Could Kenoi Win A State Office?
Wednesday - June 29, 2011
I’m not good at predicting winners and losers. But at least once I did. During the early ‘90s, I was telling whomever would listen that Maui Mayor Linda Lingle was the Republican Party’s best hope to win the governorship.
Such proved to be the case. In 1998, she came within a handful of votes of robbing Ben Cayetano of a second term. Four years later, she defeated Lt. Gov. Mazie Hirono to became Hawaii’s first Republican governor in 40 years.
I think it’s time for Oahu residents to look offshore again, namely to Hawaii County and Mayor Billy Kenoi. At this point, twoand-a-half years into office, Kenoi looks to be the most promising face in Democratic politics. Indeed, in a political cycle that features battered Democrats such as Ed Case, Hirono, Mufi Hannemann and maybe Colleen Hanabusa vying for the state’s political golden rings, Kenoi offers a fresh face. Add that he’s smart, possesses a wicked sense of humor and exudes charisma, and Kenoi may be the Democrats’ future.
As mayor, the future is much on Kenoi’s mind.
“Politicians think in term of two and four years when they are up for re-election,” he says, “but the good decisions are made on the basis of 10 and 20 years. We have to do what must be done today, but prepare for tomorrow.”
On the what “must be done” side, Kenoi’s three budgets have cut 222 positions from the county payrolls.
“Those were tough decisions,” he says, “but we’ve never cut a senior program or a youth program. That’s just values.”
Kenoi did, however, threaten to cut the popular Hawaii County Band. During the controversy, Kenoi took part in a parade.
A heckler yelled from the sidewalk, “Hey, Mayor. Save the band.”
Kenoi yelled back: “When you dial 911, who do you want to come through the door? The policeman, the fireman, the emergency medical technician or the trumpet player?” With pressure from the County Council, the band got a reprieve.
Like every elected official in this economy, Kenoi’s taken his share of criticism from the Council, the press and constituents. “In this job, you have to be able to take bullets,” says Kenoi. “But I tell my people never to point fingers, never make excuses and never blame. It’s never about ‘no can.” It’s about ‘can’ and ‘how can?’”
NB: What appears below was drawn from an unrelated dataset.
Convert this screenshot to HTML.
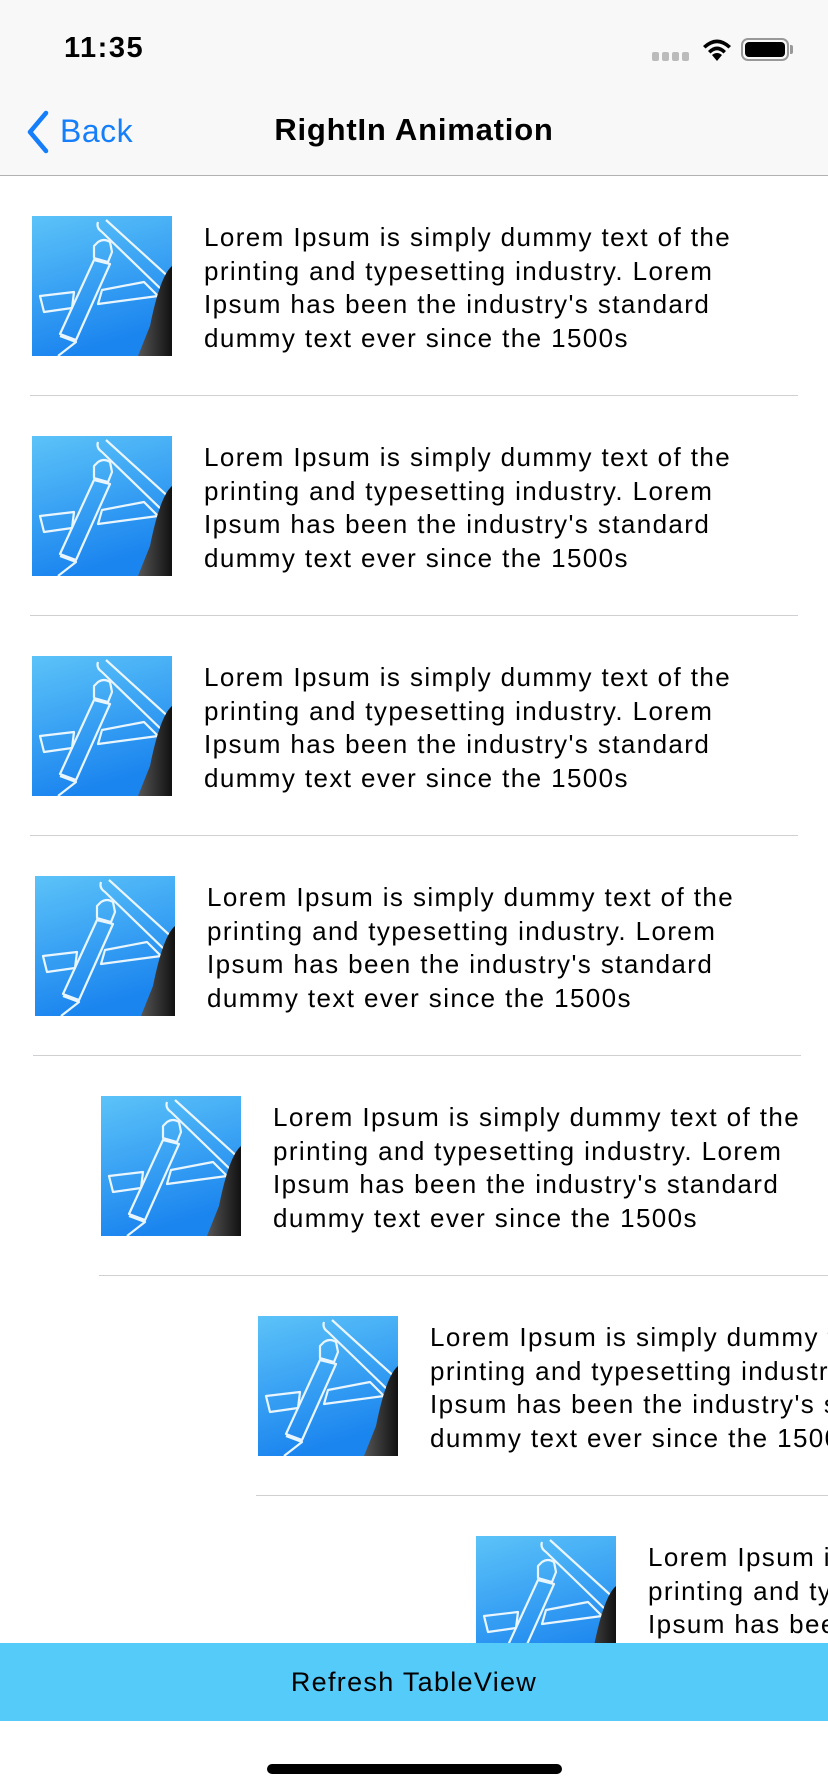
<!DOCTYPE html>
<html><head><meta charset="utf-8"><style>
*{margin:0;padding:0;box-sizing:border-box}
body{width:828px;height:1792px;position:relative;overflow:hidden;background:#fff;font-family:"Liberation Sans",sans-serif;color:#000}
.status{position:absolute;left:0;top:0;width:828px;height:176px;background:#f8f8f8;border-bottom:1.5px solid #b2b2b2}
.time{position:absolute;left:64px;top:32px;font-size:29px;font-weight:bold;letter-spacing:1.5px}
.title{position:absolute;left:0;width:828px;top:112px;text-align:center;font-size:31px;font-weight:bold;letter-spacing:0.8px}
.back{position:absolute;left:60px;top:113px;font-size:32px;color:#157efb;letter-spacing:0.5px}
.row{position:absolute;right:0;height:220px;overflow:hidden}
.row svg{position:absolute;left:32px;top:40px}
.row .t{position:absolute;left:204px;top:45px;font-size:26px;line-height:33.5px;white-space:nowrap;letter-spacing:1.4px}
.row .sep{position:absolute;left:30px;top:219px;width:768px;height:1.5px;background:#d0d0d4}
.btn{position:absolute;left:0;top:1643px;width:828px;height:78px;background:#55cbf9;text-align:center;line-height:78px;font-size:27px;letter-spacing:1.3px}
.home{position:absolute;left:267px;top:1764px;width:295px;height:10px;border-radius:5px;background:#000}
</style></head><body>
<svg width="0" height="0" style="position:absolute"><defs>
<linearGradient id="g" x1="0" y1="0" x2="0.3" y2="1"><stop offset="0" stop-color="#5cc3f8"/><stop offset="1" stop-color="#1a84ef"/></linearGradient>
<linearGradient id="d" x1="0" y1="0" x2="1" y2="0"><stop offset="0" stop-color="#555"/><stop offset="1" stop-color="#111"/></linearGradient>
<symbol id="ic" viewBox="0 0 140 140">
<rect width="140" height="140" fill="url(#g)"/>
<g fill="none" stroke="#eaf6ff" stroke-width="2.2" stroke-linejoin="round">
<path d="M74 4 L140 64 M66 6 Q64 12 70 16 L132 76"/>
<path d="M8 80 L42 76 L40 92 L12 96 Z"/>
<path d="M70 74 L112 66 L126 80 L66 88 Z"/>
<path d="M66 26 Q72 22 78 26 L80 36 L76 46 L62 42 L62 30 Z"/>
<path d="M62 44 L78 48 L44 124 L28 118 Z"/>
<path d="M28 120 L44 126 L26 140"/>
</g>
<path d="M140 50 Q128 60 118 110 L106 140 L140 140 Z" fill="url(#d)"/>
</symbol></defs></svg>

<div class="status">
<div class="time">11:35</div>
<svg style="position:absolute;left:652px;top:52px" width="38" height="10"><g fill="#bbb"><rect x="0" y="0" width="7" height="9" rx="2"/><rect x="10" y="0" width="7" height="9" rx="2"/><rect x="20" y="0" width="7" height="9" rx="2"/><rect x="30" y="0" width="7" height="9" rx="2"/></g></svg>
<svg style="position:absolute;left:700px;top:36px" width="34" height="26" viewBox="0 0 34 26"><path d="M17 25 L12 19 Q17 15 22 19 Z M8 15 Q17 6 26 15 L23.5 17.5 Q17 11 10.5 17.5 Z M3 10 Q17 -3 31 10 L28.5 12.5 Q17 2 5.5 12.5 Z" fill="#000"/></svg>
<div style="position:absolute;left:741px;top:38px;width:48px;height:23px;border:2px solid #999;border-radius:7px;padding:2px"><div style="width:100%;height:100%;background:#000;border-radius:4px"></div></div>
<div style="position:absolute;left:790px;top:45px;width:3px;height:9px;background:#999;border-radius:0 2px 2px 0"></div>
<svg style="position:absolute;left:25px;top:110px" width="26" height="44" viewBox="0 0 26 44"><path d="M21 3 L5 22 L21 41" fill="none" stroke="#157efb" stroke-width="4.5" stroke-linecap="round" stroke-linejoin="round"/></svg>
<div class="back">Back</div>
<div class="title">RightIn Animation</div>
</div>

<div class="row" style="top:176px;left:0"><svg width="140" height="140"><use href="#ic"/></svg><div class="t">Lorem Ipsum is simply dummy text of the<br>printing and typesetting industry. Lorem<br>Ipsum has been the industry's standard<br>dummy text ever since the 1500s</div><div class="sep"></div></div>
<div class="row" style="top:396px;left:0"><svg width="140" height="140"><use href="#ic"/></svg><div class="t">Lorem Ipsum is simply dummy text of the<br>printing and typesetting industry. Lorem<br>Ipsum has been the industry's standard<br>dummy text ever since the 1500s</div><div class="sep"></div></div>
<div class="row" style="top:616px;left:0"><svg width="140" height="140"><use href="#ic"/></svg><div class="t">Lorem Ipsum is simply dummy text of the<br>printing and typesetting industry. Lorem<br>Ipsum has been the industry's standard<br>dummy text ever since the 1500s</div><div class="sep"></div></div>
<div class="row" style="top:836px;left:3px"><svg width="140" height="140"><use href="#ic"/></svg><div class="t">Lorem Ipsum is simply dummy text of the<br>printing and typesetting industry. Lorem<br>Ipsum has been the industry's standard<br>dummy text ever since the 1500s</div><div class="sep"></div></div>
<div class="row" style="top:1056px;left:69px"><svg width="140" height="140"><use href="#ic"/></svg><div class="t">Lorem Ipsum is simply dummy text of the<br>printing and typesetting industry. Lorem<br>Ipsum has been the industry's standard<br>dummy text ever since the 1500s</div><div class="sep"></div></div>
<div class="row" style="top:1276px;left:226px"><svg width="140" height="140"><use href="#ic"/></svg><div class="t">Lorem Ipsum is simply dummy text of the<br>printing and typesetting industry. Lorem<br>Ipsum has been the industry's standard<br>dummy text ever since the 1500s</div><div class="sep"></div></div>
<div class="row" style="top:1496px;left:444px"><svg width="140" height="140"><use href="#ic"/></svg><div class="t">Lorem Ipsum is simply dummy text of the<br>printing and typesetting industry. Lorem<br>Ipsum has been the industry's standard<br>dummy text ever since the 1500s</div><div class="sep"></div></div>

<div class="btn">Refresh TableView</div>
<div class="home"></div>
</body></html>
Kenoi has struggled with the size of the very Big Island over which he governs. He’s sought to conquer the divide between East and West Hawaii by spending every Tuesday in Kona. He’s held 40 cabinet meetings around the county, taking the police chief, the fire chief, the planning director and more to communities who’d never seen them before.
Kenoi’s greatest policy concern is Hawaii County’s continued economic dependence on construction and the hospitality industry.
“It’s boom and bust,” he says. “We have to look at our assets and build on them. Hawaii Island is the astronomy leader of the world. The University of Hawaii-Hilo just opened the state’s first pharmacy school, and it already has 360 students. When they graduate, they’re looking at jobs that pay $106,000 per year. We have excess geothermal energy, ocean thermal energy, wind, solar.”
Kenoi talks enthusiastically about Hawaii Island’s long-term prospects, but he brushes off questions about his own political future beyond the mayoralty. He talks instead about the bright prospects of Kaua’i Mayor Bernard Carvalho.
“He has emotional intelligence that’s off the charts,” says Kenoi.
I’ll take a look at Mayor Carvalho- and his emotional intelligence - in a future column.